Given data:
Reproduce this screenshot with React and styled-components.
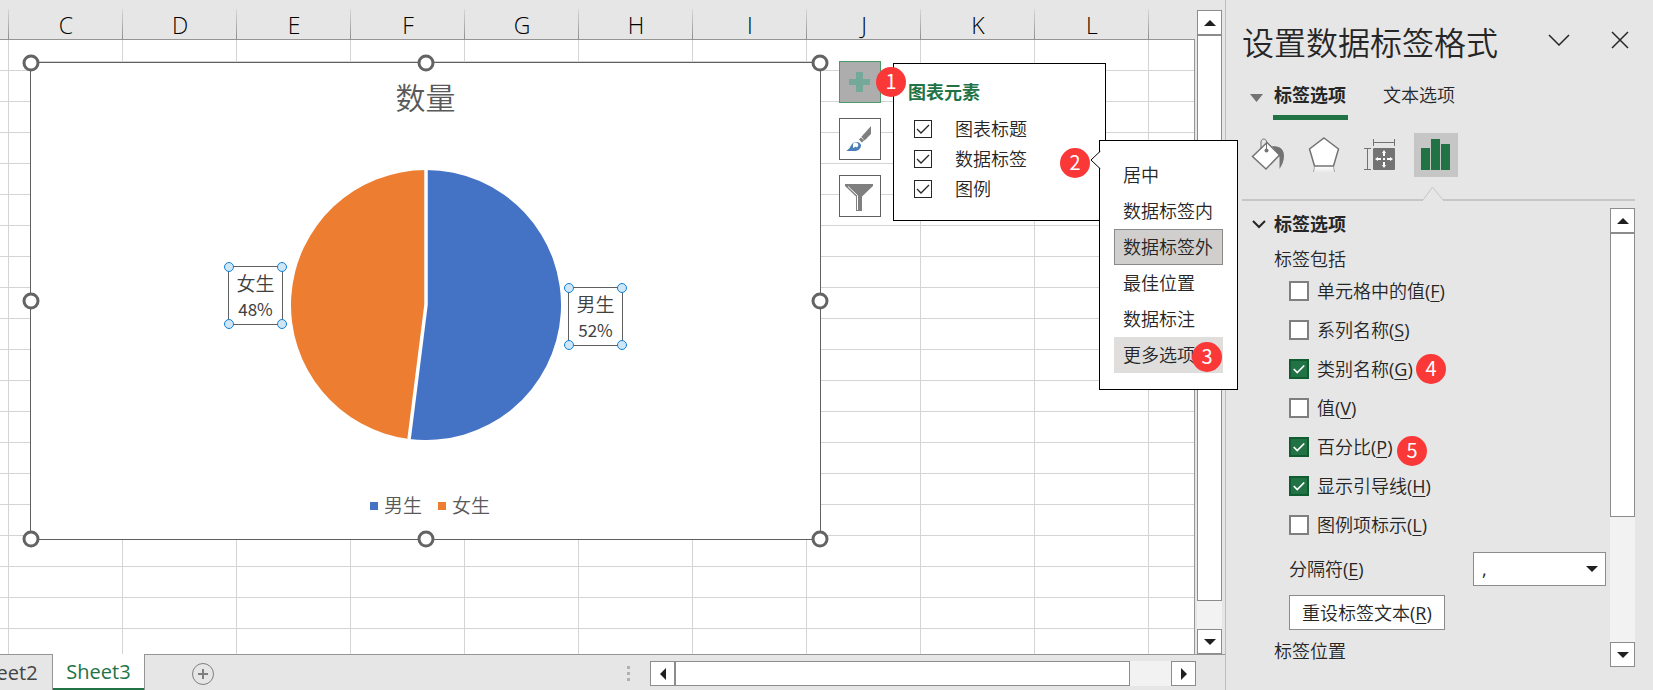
import React, { useState } from 'react';
import styled, { createGlobalStyle, css } from 'styled-components';

const COLUMNS = ['C', 'D', 'E', 'F', 'G', 'H', 'I', 'J', 'K', 'L'];

const CHART_ELEMENTS = ['图表标题', '数据标签', '图例'];

const POSITIONS = ['居中', '数据标签内', '数据标签外', '最佳位置', '数据标注', '更多选项'];

const LABEL_OPTIONS = [
  { name: '单元格中的值', hotkey: 'F', checked: false },
  { name: '系列名称', hotkey: 'S', checked: false },
  { name: '类别名称', hotkey: 'G', checked: true, step: { n: 4, x: 174, y: 5 } },
  { name: '值', hotkey: 'V', checked: false },
  { name: '百分比', hotkey: 'P', checked: true, step: { n: 5, x: 155, y: 9 } },
  { name: '显示引导线', hotkey: 'H', checked: true },
  { name: '图例项标示', hotkey: 'L', checked: false },
];

const tick = (color, width) =>
  `url("data:image/svg+xml,%3Csvg xmlns='http://www.w3.org/2000/svg' viewBox='0 0 16 16'%3E%3Cpath d='M2 8l4 4 8-8' fill='none' stroke='%23${color}' stroke-width='${width}'/%3E%3C/svg%3E")`;

const GlobalStyle = createGlobalStyle`
  * { box-sizing: border-box; }
  body {
    margin: 0;
    background: #e6e6e6;
    color: #262626;
    font-family: 'Open Sans', 'Noto Sans CJK SC', sans-serif;
    font-size: 18px;
    line-height: 24px;
    overflow: hidden;
  }
  button, select, input { font: inherit; color: inherit; margin: 0; }
  button { padding: 0; border: none; background: none; cursor: pointer; }
  svg { display: block; }
`;

const Window = styled.div`
  display: flex;
  height: 100vh;
`;

const Workbook = styled.main`
  flex: 1;
  min-width: 0;
  display: flex;
  flex-direction: column;
`;

const SheetRow = styled.div`
  flex: 1;
  min-height: 0;
  display: flex;
  gap: 2px;
  padding-right: 3px;
`;

const Sheet = styled.div`
  flex: 1;
  min-width: 0;
  display: flex;
  flex-direction: column;
`;

const ColumnHeaders = styled.div`
  display: flex;
  height: 40px;
  overflow: hidden;
  border-bottom: 1px solid #959595;
`;

const ColumnHeader = styled.div`
  flex: none;
  width: ${(p) => (p.$partial ? 9 : 114)}px;
  padding-top: 11px;
  text-align: center;
  font-size: 23px;
  line-height: 28px;
  font-weight: 350;
  color: #000;
  background: linear-gradient(#d8d8d8, #8f8f8f) right 9px / 1px 30px no-repeat;
`;

const Cells = styled.div`
  flex: 1;
  position: relative;
  border-right: 1px solid #959595;
  background-color: #fff;
  background-image:
    linear-gradient(to right, transparent 113px, #d4d4d4 113px),
    linear-gradient(to bottom, transparent 30px, #d4d4d4 30px);
  background-size: 114px 100%, 100% 31px;
  background-position: 9px 0, 0 0;
`;

const ChartObject = styled.section`
  position: absolute;
  left: 30px;
  top: 22px;
  width: 791px;
  height: 478px;
  display: flex;
  flex-direction: column;
  align-items: center;
  background: #fff;
  border: 1px solid #606060;
  box-shadow: 0 -1px 0 #d4d4d4;
`;

const ChartTitle = styled.h1`
  margin: 15px 0 0;
  font-size: 30px;
  line-height: 40px;
  font-weight: 350;
  color: #595959;
`;

const Pie = styled.svg`
  width: 270px;
  height: 270px;
  margin-top: 52px;
`;

const Legend = styled.div`
  display: flex;
  gap: 16px;
  margin: 54px 0 0 9px;
`;

const LegendItem = styled.span`
  display: flex;
  align-items: center;
  gap: 6px;
  font-size: 19px;
  font-weight: 350;
  color: #595959;
  &::before {
    content: '';
    width: 8px;
    height: 8px;
    background: ${(p) => p.$color};
  }
`;

const HandleDot = styled.i`
  position: absolute;
  left: ${(p) => p.$x};
  top: ${(p) => p.$y};
  border-radius: 50%;
  transform: translate(-50%, -50%);
  ${(p) =>
    p.$small
      ? css`
          width: 10px;
          height: 10px;
          border: 1px solid #0f7fd6;
          background: #cfe6f7;
        `
      : css`
          width: 17px;
          height: 17px;
          border: 3px solid #636363;
          background: #fff;
        `}
`;

const DataLabel = styled.div`
  position: absolute;
  left: ${(p) => p.$x}px;
  top: ${(p) => p.$y}px;
  width: 55px;
  height: 59px;
  padding-top: 3px;
  border: 1px solid #606060;
  text-align: center;
  font-family: 'Noto Sans CJK SC', sans-serif;
  font-size: 17px;
  line-height: 26px;
  color: #404040;
`;

const Category = styled.div`
  font-size: 19px;
  font-weight: 350;
`;

const ChartTools = styled.div`
  position: absolute;
  left: 808px;
  top: -2px;
  display: flex;
  flex-direction: column;
  gap: 15px;
`;

const ToolButton = styled.button`
  width: 42px;
  height: 42px;
  border: 1px solid ${(p) => (p.$active ? '#4a9a6c' : '#606060')};
  background: ${(p) => (p.$active ? '#adadad' : '#fff')};
`;

const ElementsFlyout = styled.div`
  position: absolute;
  left: 862px;
  top: 0;
  width: 213px;
  height: 158px;
  padding: 15px 0 0 14px;
  background: #fff;
  border: 1px solid #000;
`;

const FlyoutTitle = styled.h2`
  margin: 0 0 9px;
  font-size: 18px;
  line-height: 26px;
  color: #217346;
`;

const ElementRow = styled.label`
  display: flex;
  align-items: center;
  gap: 23px;
  height: 30px;
  padding-left: 6px;
  font-weight: 350;
`;

const ElementCheck = styled.input`
  appearance: none;
  width: 18px;
  height: 18px;
  border: 1px solid #262626;
  background: #fff;
  &:checked { background-image: ${tick('262626', '1.3')}; }
`;

const PositionMenu = styled.div`
  position: absolute;
  left: 1068px;
  top: 77px;
  width: 139px;
  padding: 16px 14px;
  background: #fff;
  border: 1px solid #000;
`;

const MenuPointer = styled.svg`
  position: absolute;
  left: -10px;
  top: 10px;
`;

const MenuItem = styled.button`
  display: block;
  width: 100%;
  height: 36px;
  padding-left: 8px;
  text-align: left;
  font-weight: 350;
  white-space: nowrap;
  border: 1px solid transparent;
  ${(p) => p.$selected && css`border-color: #8a8a8a; background: #d0cfce;`}
  ${(p) => p.$hovered && css`border-color: #dfdedd; background: #dfdedd;`}
`;

const Badge = styled.span`
  position: absolute;
  left: ${(p) => p.$x}px;
  top: ${(p) => p.$y}px;
  width: 30px;
  height: 30px;
  border-radius: 50%;
  background: #fb3838;
  color: #fff;
  font-family: 'Noto Sans CJK SC', sans-serif;
  font-size: 20px;
  font-weight: 400;
  line-height: 28px;
  text-align: center;
`;

const Scroll = styled.div`
  flex: none;
  display: flex;
  background: #f2f2f2;
  ${(p) =>
    p.$horizontal
      ? css`
          width: 546px;
          height: 25px;
          margin-top: 6px;
        `
      : css`
          flex-direction: column;
          width: 25px;
          margin-top: ${p.$top}px;
        `}
`;

const ScrollButton = styled.button`
  flex: none;
  display: flex;
  align-items: center;
  justify-content: center;
  width: 25px;
  height: 25px;
  background: #fff;
  border: 1px solid #8c8c8c;
`;

const Thumb = styled.div`
  flex: ${(p) => p.$size} 1 0;
  background: #fff;
  border: 1px solid #8c8c8c;
`;

const Track = styled.div`
  flex: ${(p) => p.$size} 1 0;
`;

const TabBar = styled.footer`
  flex: none;
  display: flex;
  height: 36px;
  padding-right: 29px;
  border-top: 1px solid #959595;
`;

/* scrolled so that only the end of the first tab shows */
const Tabs = styled.nav`
  flex: 1;
  display: flex;
  margin-left: -41px;
`;

const SheetTab = styled.button`
  width: 93px;
  font-size: 20px;
  color: #444;
  ${(p) =>
    p.$active &&
    css`
      margin-top: -1px;
      color: #217346;
      background: #fff;
      border: solid #959595;
      border-width: 0 1px;
      box-shadow: inset 0 -2px 0 #217346;
    `}
`;

const AddSheet = styled.button`
  margin: 2px 0 0 46px;
`;

const Splitter = styled.div`
  display: flex;
  flex-direction: column;
  gap: 3px;
  padding: 11px 20px 0 0;
  i {
    width: 3px;
    height: 3px;
    background: #b0b0b0;
  }
`;

const Pane = styled.aside`
  flex: none;
  width: 428px;
  display: flex;
  flex-direction: column;
  padding: 20px 18px 23px 16px;
  border-left: 1px solid #bdbdbd;
`;

const PaneHeader = styled.header`
  display: flex;
  align-items: center;
  height: 46px;
  padding-bottom: 6px;
`;

const PaneTitle = styled.h2`
  flex: 1;
  margin: 0;
  padding-top: 6px;
  font-size: 32px;
  line-height: 46px;
  font-weight: 350;
  white-space: nowrap;
`;

const HeaderButton = styled.button`
  height: 40px;
  margin-left: 29px;
  padding: 0 6px;
`;

const PaneTabs = styled.div`
  display: flex;
  align-items: flex-start;
  height: 44px;
  margin-top: 10px;
  padding-left: 8px;
`;

const PaneTab = styled.button`
  padding: 7px 2px 8px 1px;
  margin: 0 33px 0 10px;
  font-weight: 350;
  white-space: nowrap;
  border-bottom: 5px solid transparent;
  ${(p) => p.$active && css`
    margin-right: 24px;
    font-weight: 700;
    border-color: #217346;
  `}
`;

const TabArrow = styled.svg`
  margin-top: 18px;
`;

const Categories = styled.div`
  display: flex;
  gap: 12px;
  margin-top: 13px;
  padding-left: 4px;
`;

const CategoryButton = styled.button`
  width: 44px;
  height: 44px;
  background: ${(p) => (p.$active ? '#c6c6c6' : 'none')};
`;

const Divider = styled.div`
  display: flex;
  align-items: flex-end;
  height: 14px;
  margin-top: 10px;
  &::before, &::after {
    content: '';
    height: 2px;
    background: #c6c6c6;
  }
  &::before { width: 181px; }
  &::after { flex: 1; }
`;

const PaneBody = styled.div`
  flex: 1;
  display: flex;
  gap: 4px;
`;

const Form = styled.form`
  flex: 1;
  display: flex;
  flex-direction: column;
  padding-top: 11px;
  font-weight: 350;
`;

const SectionTitle = styled.h3`
  display: flex;
  align-items: center;
  gap: 8px;
  margin: 0;
  padding-left: 10px;
  font-size: 18px;
  line-height: 24px;
`;

const FieldLabel = styled.div`
  padding-left: 32px;
  margin-top: ${(p) => p.$gap}px;
`;

const OptionRow = styled.div`
  position: relative;
  display: flex;
  align-items: center;
  height: 39px;
  padding-left: 47px;
`;

const OptionLabel = styled.label`
  display: flex;
  align-items: center;
  gap: 8px;
`;

const OptionCheck = styled.input`
  appearance: none;
  width: 20px;
  height: 20px;
  border: 2px solid #7f7f7f;
  background: #fff;
  &:checked {
    border-color: #0e5c2f;
    background: #217346 ${tick('fff', 2)} center / 14px no-repeat;
  }
`;

const HotkeyText = styled.span`
  font-weight: 400;
  u { text-underline-offset: 3px; }
`;

const SeparatorRow = styled.div`
  display: flex;
  align-items: center;
  justify-content: space-between;
  margin-top: 8px;
  padding-left: 47px;
`;

const SelectBox = styled.div`
  display: grid;
  align-items: center;
  width: 133px;
  > * { grid-area: 1 / 1; }
  > svg {
    justify-self: end;
    margin-right: 8px;
    pointer-events: none;
  }
`;

const Select = styled.select`
  appearance: none;
  width: 100%;
  height: 34px;
  padding: 0 8px;
  font-weight: 400;
  border: 1px solid #8c8c8c;
  border-radius: 0;
  background: #fff;
`;

const ResetButton = styled.button`
  align-self: flex-start;
  height: 35px;
  margin: 9px 0 0 47px;
  padding: 0 12px;
  border: 1px solid #8c8c8c;
  background: #fff;
`;

const ARROWS = {
  up: 'M0 6L6 0L12 6Z',
  down: 'M0 0L12 0L6 6Z',
  left: 'M6 0L0 6L6 12Z',
  right: 'M0 0L6 6L0 12Z',
};

function Arrow({ dir }) {
  const flat = dir === 'up' || dir === 'down';
  return (
    <svg width={flat ? 12 : 6} height={flat ? 6 : 12} fill="#1f1f1f">
      <path d={ARROWS[dir]} />
    </svg>
  );
}

function Hotkey({ letter }) {
  return <HotkeyText>(<u>{letter}</u>)</HotkeyText>;
}

function ScrollBar({ horizontal, top, thumb, rest }) {
  return (
    <Scroll $horizontal={horizontal} $top={top}>
      <ScrollButton type="button" aria-label={horizontal ? '向左' : '向上'}>
        <Arrow dir={horizontal ? 'left' : 'up'} />
      </ScrollButton>
      <Thumb $size={thumb} />
      <Track $size={rest} />
      <ScrollButton type="button" aria-label={horizontal ? '向右' : '向下'}>
        <Arrow dir={horizontal ? 'right' : 'down'} />
      </ScrollButton>
    </Scroll>
  );
}

function Handles({ small }) {
  const stops = small ? ['0%', '100%'] : ['0%', '50%', '100%'];
  return stops.flatMap((x) =>
    stops
      .filter((y) => !(x === '50%' && y === '50%'))
      .map((y) => <HandleDot key={x + y} $x={x} $y={y} $small={small} />)
  );
}

function PieChart() {
  // 52% of the circle, clockwise from the top
  const angle = 0.52 * 2 * Math.PI;
  const x = 135 + 135 * Math.sin(angle);
  const y = 135 - 135 * Math.cos(angle);
  return (
    <Pie viewBox="0 0 270 270">
      <path d={`M135 135V0A135 135 0 1 1 ${x} ${y}Z`} fill="#4472c4" />
      <path d={`M135 135L${x} ${y}A135 135 0 0 1 135 0Z`} fill="#ed7d31" />
      <path d={`M135 0V135L${x} ${y}`} fill="none" stroke="#fff" strokeWidth="3.500" />
    </Pie>
  );
}

function Chart() {
  return (
    <ChartObject>
      <ChartTitle>数量</ChartTitle>
      <PieChart />
      <Legend>
        <LegendItem $color="#4472c4">男生</LegendItem>
        <LegendItem $color="#ed7d31">女生</LegendItem>
      </Legend>
      <DataLabel $x={197} $y={203}>
        <Category>女生</Category>
        48%
        <Handles small />
      </DataLabel>
      <DataLabel $x={537} $y={224}>
        <Category>男生</Category>
        52%
        <Handles small />
      </DataLabel>
      <Handles />
      <ChartMenus />
    </ChartObject>
  );
}

function ChartMenus() {
  return (
    <>
      <ChartTools>
        <ToolButton $active aria-label="图表元素">
          <svg width="40" height="40" fill="#74a898">
            <path d="M16 10h7v7h7v6h-7v7h-7v-7H9v-6h7z" />
          </svg>
        </ToolButton>
        <ToolButton aria-label="图表样式">
          <svg width="40" height="40">
            <path d="M31 7v8l-5 5-3-4z" fill="#7f7f7f" />
            <path d="M22.500 16.500l3 4M20 19.500l3 3" stroke="#7f7f7f" strokeWidth="3" />
            <path d="M6 32c4-2 4-5 7-8 3-2 7-1 8 2 0 4-3 6-7 6z" fill="#4a7fb8" />
            <path d="M13 25c1-2 4-2 5 0s-1 4-2 3-2 1-3 1z" fill="#fff" />
          </svg>
        </ToolButton>
        <ToolButton aria-label="图表筛选器">
          <svg width="40" height="40">
            <path d="M5 8h28v2L22 20.500V35h-6V20.500L5 10z" fill="#7f7f7f" />
            <path d="M8 10.500l9.500 9V34" fill="none" stroke="#fff" />
          </svg>
        </ToolButton>
      </ChartTools>
      <ElementsFlyout>
        <FlyoutTitle>图表元素</FlyoutTitle>
        {CHART_ELEMENTS.map((name) => (
          <ElementRow key={name}>
            <ElementCheck type="checkbox" defaultChecked />
            {name}
          </ElementRow>
        ))}
      </ElementsFlyout>
      <PositionMenu>
        <MenuPointer width="11" height="18">
          <path d="M10.500 0L1 9l9.500 9" fill="#fff" stroke="#000" />
          <path d="M10.500 1v16" stroke="#fff" />
        </MenuPointer>
        {POSITIONS.map((name) => (
          <MenuItem key={name} $selected={name === '数据标签外'} $hovered={name === '更多选项'}>
            {name}
          </MenuItem>
        ))}
      </PositionMenu>
      <Badge $x={845} $y={4}>1</Badge>
      <Badge $x={1029} $y={85}>2</Badge>
      <Badge $x={1161} $y={279}>3</Badge>
    </>
  );
}

function CategoryIcons() {
  return (
    <Categories>
      <CategoryButton aria-label="填充与线条">
        <svg width="44" height="44">
          <path d="M26 13c9 0 12 4 12 10 0 5-2 9-4.500 13V24z" fill="#737373" />
          <path d="M6.500 23.500L21 9.500 33.500 22 20 36z" fill="#fff" stroke="#737373" strokeWidth="1.500" />
          <path d="M15 16V9c0-4 5.500-4 5.500 0v8" fill="none" stroke="#737373" />
          <circle cx="20.500" cy="17.500" r="2" fill="#737373" />
        </svg>
      </CategoryButton>
      <CategoryButton aria-label="效果">
        <svg width="44" height="44">
          <defs>
            <linearGradient id="reflection" x2="0" y2="1">
              <stop stopColor="#fff" />
              <stop offset="1" stopColor="#fff" stopOpacity="0" />
            </linearGradient>
          </defs>
          <path d="M13 33h18l2 7H11z" fill="url(#reflection)" />
          <path d="M12.500 34l-1 5M31.500 34l1 5" stroke="#a8a8a8" />
          <path d="M22 5l14.500 11-5 17h-19l-5-17z" fill="#fff" stroke="#737373" strokeWidth="1.500" />
        </svg>
      </CategoryButton>
      <CategoryButton aria-label="大小与属性">
        <svg width="44" height="44">
          <path
            d="M15.500 6v7M36.500 6v7M15.500 9.500h21M6 15.500h7M6 36.500h7M9.500 15.500v21"
            stroke="#737373"
          />
          <rect x="15" y="15" width="22" height="22" rx="1" fill="#737373" />
          <path
            d="M26 17l2 3h-1v3h-2v-3h-1zM26 35l2-3h-1v-3h-2v3h-1zM17 26l3-2v1h3v2h-3v1zM35 26l-3-2v1h-3v2h3v1zM25 25h2v2h-2z"
            fill="#fff"
          />
        </svg>
      </CategoryButton>
      <CategoryButton $active aria-label="标签选项">
        <svg width="44" height="44" fill="#217346">
          <path d="M7 15h9v22H7zM17 6h9v31h-9zM27 11h9v26h-9z" />
        </svg>
      </CategoryButton>
    </Categories>
  );
}

function FormatPane() {
  const [options, setOptions] = useState(LABEL_OPTIONS);

  const toggle = (hotkey) => {
    setOptions(options.map((o) => (o.hotkey === hotkey ? { ...o, checked: !o.checked } : o)));
  };

  return (
    <Pane>
      <PaneHeader>
        <PaneTitle>设置数据标签格式</PaneTitle>
        <HeaderButton aria-label="任务窗格选项">
          <svg width="22" height="12" fill="none" stroke="#262626" strokeWidth="1.500">
            <path d="M1 1l10 10L21 1" />
          </svg>
        </HeaderButton>
        <HeaderButton aria-label="关闭">
          <svg width="18" height="18" fill="none" stroke="#262626" strokeWidth="1.500">
            <path d="M1 1l16 16M17 1L1 17" />
          </svg>
        </HeaderButton>
      </PaneHeader>
      <PaneTabs>
        <TabArrow width="13" height="8" fill="#737373">
          <path d="M0 0h13L6.500 8z" />
        </TabArrow>
        <PaneTab $active>标签选项</PaneTab>
        <PaneTab>文本选项</PaneTab>
      </PaneTabs>
      <CategoryIcons />
      <Divider>
        <svg width="20" height="15" fill="none" stroke="#c6c6c6">
          <path d="M0 14L9.500 1 20 14" />
        </svg>
      </Divider>
      <PaneBody>
        <Form onSubmit={(e) => e.preventDefault()}>
          <SectionTitle>
            <svg width="14" height="9" fill="none" stroke="#262626" strokeWidth="2">
              <path d="M1 1l6 6 6-6" />
            </svg>
            标签选项
          </SectionTitle>
          <FieldLabel $gap={11}>标签包括</FieldLabel>
          {options.map((o) => (
            <OptionRow key={o.hotkey}>
              <OptionLabel>
                <OptionCheck type="checkbox" checked={o.checked} onChange={() => toggle(o.hotkey)} />
                <span>{o.name}<Hotkey letter={o.hotkey} /></span>
              </OptionLabel>
              {o.step && <Badge $x={o.step.x} $y={o.step.y}>{o.step.n}</Badge>}
            </OptionRow>
          ))}
          <SeparatorRow>
            <label htmlFor="separator">分隔符<Hotkey letter="E" /></label>
            <SelectBox>
              <Select id="separator" defaultValue=",">
                <option value=",">,</option>
                <option value=";">;</option>
              </Select>
              <Arrow dir="down" />
            </SelectBox>
          </SeparatorRow>
          <ResetButton type="button">重设标签文本<Hotkey letter="R" /></ResetButton>
          <FieldLabel $gap={9}>标签位置</FieldLabel>
        </Form>
        <ScrollBar top={7} thumb={9} rest={4} />
      </PaneBody>
    </Pane>
  );
}

export default function App() {
  return (
    <>
      <GlobalStyle />
      <Window>
        <Workbook>
          <SheetRow>
            <Sheet>
              <ColumnHeaders>
                <ColumnHeader $partial />
                {COLUMNS.map((c) => (
                  <ColumnHeader key={c}>{c}</ColumnHeader>
                ))}
              </ColumnHeaders>
              <Cells>
                <Chart />
              </Cells>
            </Sheet>
            <ScrollBar top={10} thumb={20} rest={1} />
          </SheetRow>
          <TabBar>
            <Tabs>
              <SheetTab>Sheet2</SheetTab>
              <SheetTab $active>Sheet3</SheetTab>
              <AddSheet aria-label="新工作表">
                <svg width="24" height="24" fill="none" stroke="#7f7f7f">
                  <circle cx="12" cy="12" r="10.500" />
                  <path d="M12 7v10M7 12h10" strokeWidth="2" />
                </svg>
              </AddSheet>
            </Tabs>
            <Splitter>
              <i />
              <i />
              <i />
            </Splitter>
            <ScrollBar horizontal thumb={11} rest={1} />
          </TabBar>
        </Workbook>
        <FormatPane />
      </Window>
    </>
  );
}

What is required: Please restate the material above line by line, exactly, beginning at its first line and ending with the line that contains "['居中', '数据标签内', '数据标签外', '最佳位置', '数据标注', '更多选项'];", without any pictures.

The reply:
Reproduce this screenshot with React and styled-components.
import React, { useState } from 'react';
import styled, { createGlobalStyle, css } from 'styled-components';

const COLUMNS = ['C', 'D', 'E', 'F', 'G', 'H', 'I', 'J', 'K', 'L'];

const CHART_ELEMENTS = ['图表标题', '数据标签', '图例'];

const POSITIONS = ['居中', '数据标签内', '数据标签外', '最佳位置', '数据标注', '更多选项'];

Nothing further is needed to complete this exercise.